• AIM
Retype all of the listing exactly, passing over any picture you find.

-- -- --

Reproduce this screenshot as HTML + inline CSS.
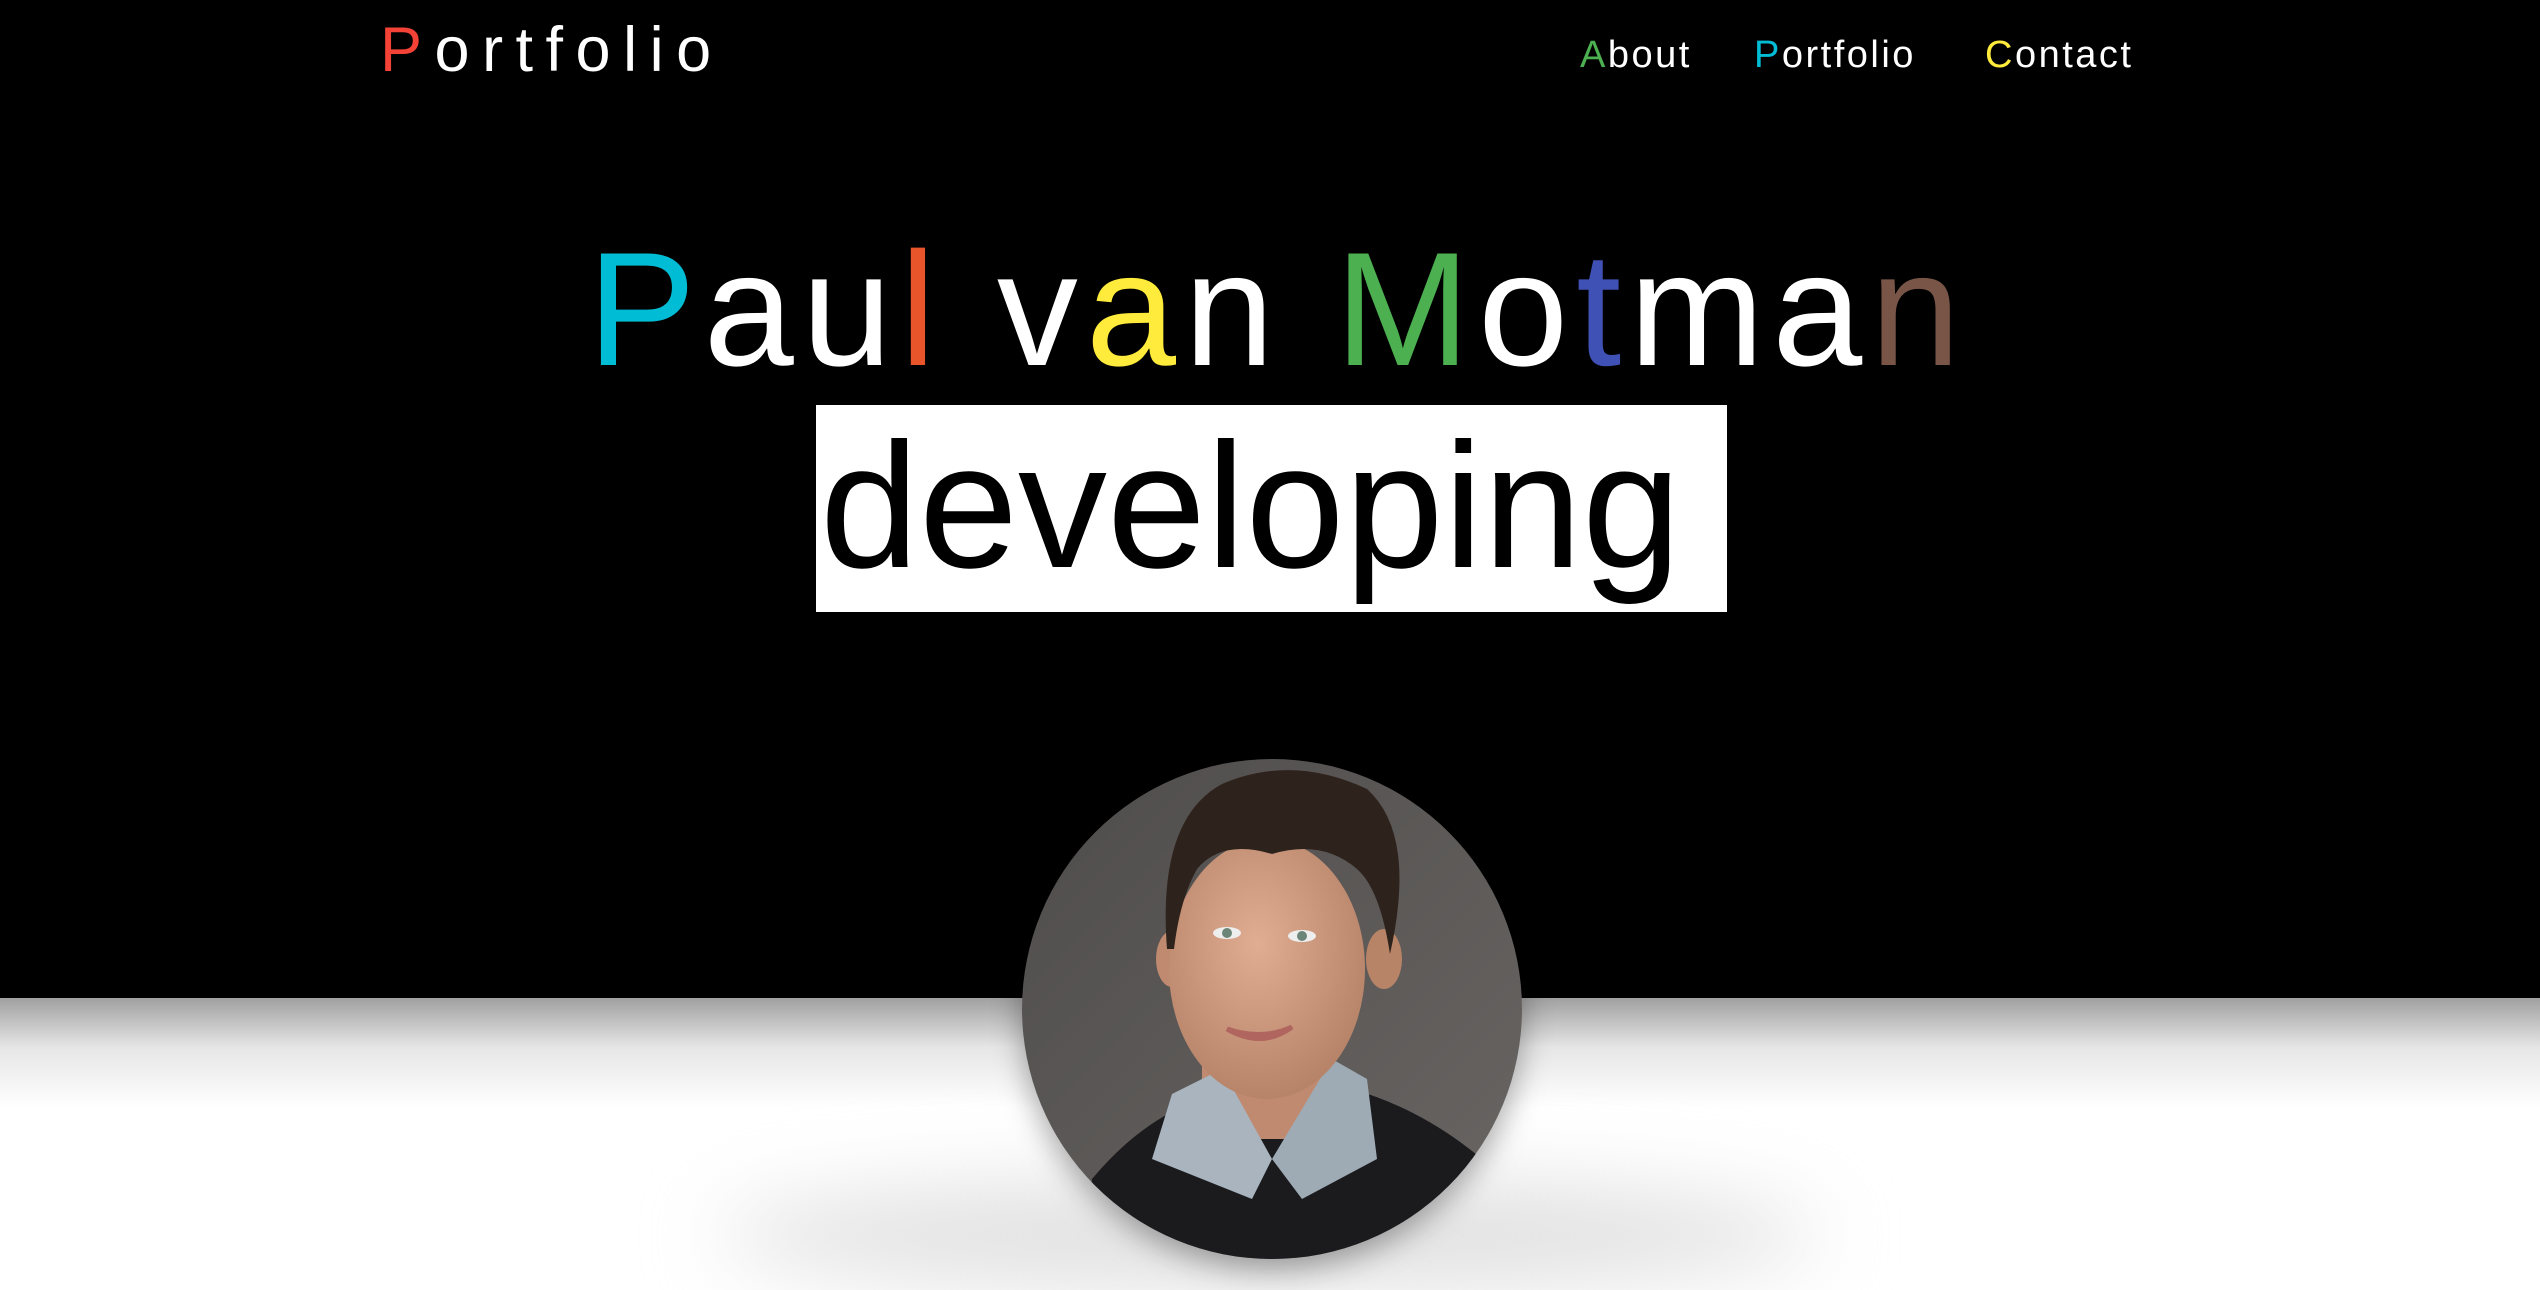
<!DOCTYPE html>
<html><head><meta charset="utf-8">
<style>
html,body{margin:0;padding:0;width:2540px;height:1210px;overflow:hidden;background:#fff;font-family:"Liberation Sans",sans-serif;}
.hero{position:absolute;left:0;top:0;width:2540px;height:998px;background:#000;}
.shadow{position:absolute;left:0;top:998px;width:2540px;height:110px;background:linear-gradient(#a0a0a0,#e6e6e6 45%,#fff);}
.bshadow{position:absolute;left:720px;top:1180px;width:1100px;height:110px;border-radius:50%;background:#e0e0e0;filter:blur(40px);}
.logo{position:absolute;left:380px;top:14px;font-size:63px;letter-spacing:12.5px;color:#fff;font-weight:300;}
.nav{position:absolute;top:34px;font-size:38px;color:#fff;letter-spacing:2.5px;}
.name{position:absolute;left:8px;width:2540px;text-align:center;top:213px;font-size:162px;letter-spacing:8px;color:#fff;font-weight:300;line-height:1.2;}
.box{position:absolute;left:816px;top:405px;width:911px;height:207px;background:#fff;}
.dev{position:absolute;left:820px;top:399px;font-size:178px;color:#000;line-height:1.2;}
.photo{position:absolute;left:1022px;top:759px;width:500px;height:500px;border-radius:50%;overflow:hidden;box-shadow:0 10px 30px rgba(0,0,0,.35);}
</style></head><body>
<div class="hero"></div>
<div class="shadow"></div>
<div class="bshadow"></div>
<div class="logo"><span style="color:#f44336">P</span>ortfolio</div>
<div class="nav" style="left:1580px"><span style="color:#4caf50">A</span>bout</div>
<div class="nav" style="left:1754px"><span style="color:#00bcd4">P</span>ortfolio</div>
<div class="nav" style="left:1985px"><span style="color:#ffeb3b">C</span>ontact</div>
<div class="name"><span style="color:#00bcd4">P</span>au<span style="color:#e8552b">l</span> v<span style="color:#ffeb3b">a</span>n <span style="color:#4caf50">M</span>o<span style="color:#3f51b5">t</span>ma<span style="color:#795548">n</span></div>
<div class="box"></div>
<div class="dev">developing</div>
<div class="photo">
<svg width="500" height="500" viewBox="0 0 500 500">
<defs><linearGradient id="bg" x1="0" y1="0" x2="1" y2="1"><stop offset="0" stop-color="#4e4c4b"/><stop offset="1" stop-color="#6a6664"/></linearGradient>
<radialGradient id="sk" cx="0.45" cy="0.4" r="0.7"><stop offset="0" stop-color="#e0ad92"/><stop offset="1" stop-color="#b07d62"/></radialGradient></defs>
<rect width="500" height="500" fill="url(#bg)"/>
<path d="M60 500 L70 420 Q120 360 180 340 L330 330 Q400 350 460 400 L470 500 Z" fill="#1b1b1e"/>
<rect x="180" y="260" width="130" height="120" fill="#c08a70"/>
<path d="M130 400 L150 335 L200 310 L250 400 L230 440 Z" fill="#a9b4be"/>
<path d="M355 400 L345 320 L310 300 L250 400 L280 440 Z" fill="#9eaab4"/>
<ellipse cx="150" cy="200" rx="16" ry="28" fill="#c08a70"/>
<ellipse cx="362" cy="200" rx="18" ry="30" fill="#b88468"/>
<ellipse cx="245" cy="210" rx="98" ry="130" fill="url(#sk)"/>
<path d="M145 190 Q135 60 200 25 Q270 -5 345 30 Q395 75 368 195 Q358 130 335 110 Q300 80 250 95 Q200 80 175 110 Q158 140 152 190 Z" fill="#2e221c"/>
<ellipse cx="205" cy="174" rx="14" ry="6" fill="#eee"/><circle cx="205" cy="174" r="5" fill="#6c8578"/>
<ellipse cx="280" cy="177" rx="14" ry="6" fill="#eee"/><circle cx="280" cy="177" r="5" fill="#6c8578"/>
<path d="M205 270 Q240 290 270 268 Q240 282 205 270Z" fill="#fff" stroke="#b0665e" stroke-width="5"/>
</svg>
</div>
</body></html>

-- -- --

• OUTPUT OF THE EXERCISE
Reproduce this screenshot as HTML + inline CSS.
<!DOCTYPE html>
<html><head><meta charset="utf-8">
<style>
html,body{margin:0;padding:0;width:2540px;height:1210px;overflow:hidden;background:#fff;font-family:"Liberation Sans",sans-serif;}
.hero{position:absolute;left:0;top:0;width:2540px;height:998px;background:#000;}
.shadow{position:absolute;left:0;top:998px;width:2540px;height:110px;background:linear-gradient(#a0a0a0,#e6e6e6 45%,#fff);}
.bshadow{position:absolute;left:720px;top:1180px;width:1100px;height:110px;border-radius:50%;background:#e0e0e0;filter:blur(40px);}
.logo{position:absolute;left:380px;top:14px;font-size:63px;letter-spacing:12.5px;color:#fff;font-weight:300;}
.nav{position:absolute;top:34px;font-size:38px;color:#fff;letter-spacing:2.5px;}
.name{position:absolute;left:8px;width:2540px;text-align:center;top:213px;font-size:162px;letter-spacing:8px;color:#fff;font-weight:300;line-height:1.2;}
.box{position:absolute;left:816px;top:405px;width:911px;height:207px;background:#fff;}
.dev{position:absolute;left:820px;top:399px;font-size:178px;color:#000;line-height:1.2;}
.photo{position:absolute;left:1022px;top:759px;width:500px;height:500px;border-radius:50%;overflow:hidden;box-shadow:0 10px 30px rgba(0,0,0,.35);}
</style></head><body>
<div class="hero"></div>
<div class="shadow"></div>
<div class="bshadow"></div>
<div class="logo"><span style="color:#f44336">P</span>ortfolio</div>
<div class="nav" style="left:1580px"><span style="color:#4caf50">A</span>bout</div>
<div class="nav" style="left:1754px"><span style="color:#00bcd4">P</span>ortfolio</div>
<div class="nav" style="left:1985px"><span style="color:#ffeb3b">C</span>ontact</div>
<div class="name"><span style="color:#00bcd4">P</span>au<span style="color:#e8552b">l</span> v<span style="color:#ffeb3b">a</span>n <span style="color:#4caf50">M</span>o<span style="color:#3f51b5">t</span>ma<span style="color:#795548">n</span></div>
<div class="box"></div>
<div class="dev">developing</div>
<div class="photo">
<svg width="500" height="500" viewBox="0 0 500 500">
<defs><linearGradient id="bg" x1="0" y1="0" x2="1" y2="1"><stop offset="0" stop-color="#4e4c4b"/><stop offset="1" stop-color="#6a6664"/></linearGradient>
<radialGradient id="sk" cx="0.45" cy="0.4" r="0.7"><stop offset="0" stop-color="#e0ad92"/><stop offset="1" stop-color="#b07d62"/></radialGradient></defs>
<rect width="500" height="500" fill="url(#bg)"/>
<path d="M60 500 L70 420 Q120 360 180 340 L330 330 Q400 350 460 400 L470 500 Z" fill="#1b1b1e"/>
<rect x="180" y="260" width="130" height="120" fill="#c08a70"/>
<path d="M130 400 L150 335 L200 310 L250 400 L230 440 Z" fill="#a9b4be"/>
<path d="M355 400 L345 320 L310 300 L250 400 L280 440 Z" fill="#9eaab4"/>
<ellipse cx="150" cy="200" rx="16" ry="28" fill="#c08a70"/>
<ellipse cx="362" cy="200" rx="18" ry="30" fill="#b88468"/>
<ellipse cx="245" cy="210" rx="98" ry="130" fill="url(#sk)"/>
<path d="M145 190 Q135 60 200 25 Q270 -5 345 30 Q395 75 368 195 Q358 130 335 110 Q300 80 250 95 Q200 80 175 110 Q158 140 152 190 Z" fill="#2e221c"/>
<ellipse cx="205" cy="174" rx="14" ry="6" fill="#eee"/><circle cx="205" cy="174" r="5" fill="#6c8578"/>
<ellipse cx="280" cy="177" rx="14" ry="6" fill="#eee"/><circle cx="280" cy="177" r="5" fill="#6c8578"/>
<path d="M205 270 Q240 290 270 268 Q240 282 205 270Z" fill="#fff" stroke="#b0665e" stroke-width="5"/>
</svg>
</div>
</body></html>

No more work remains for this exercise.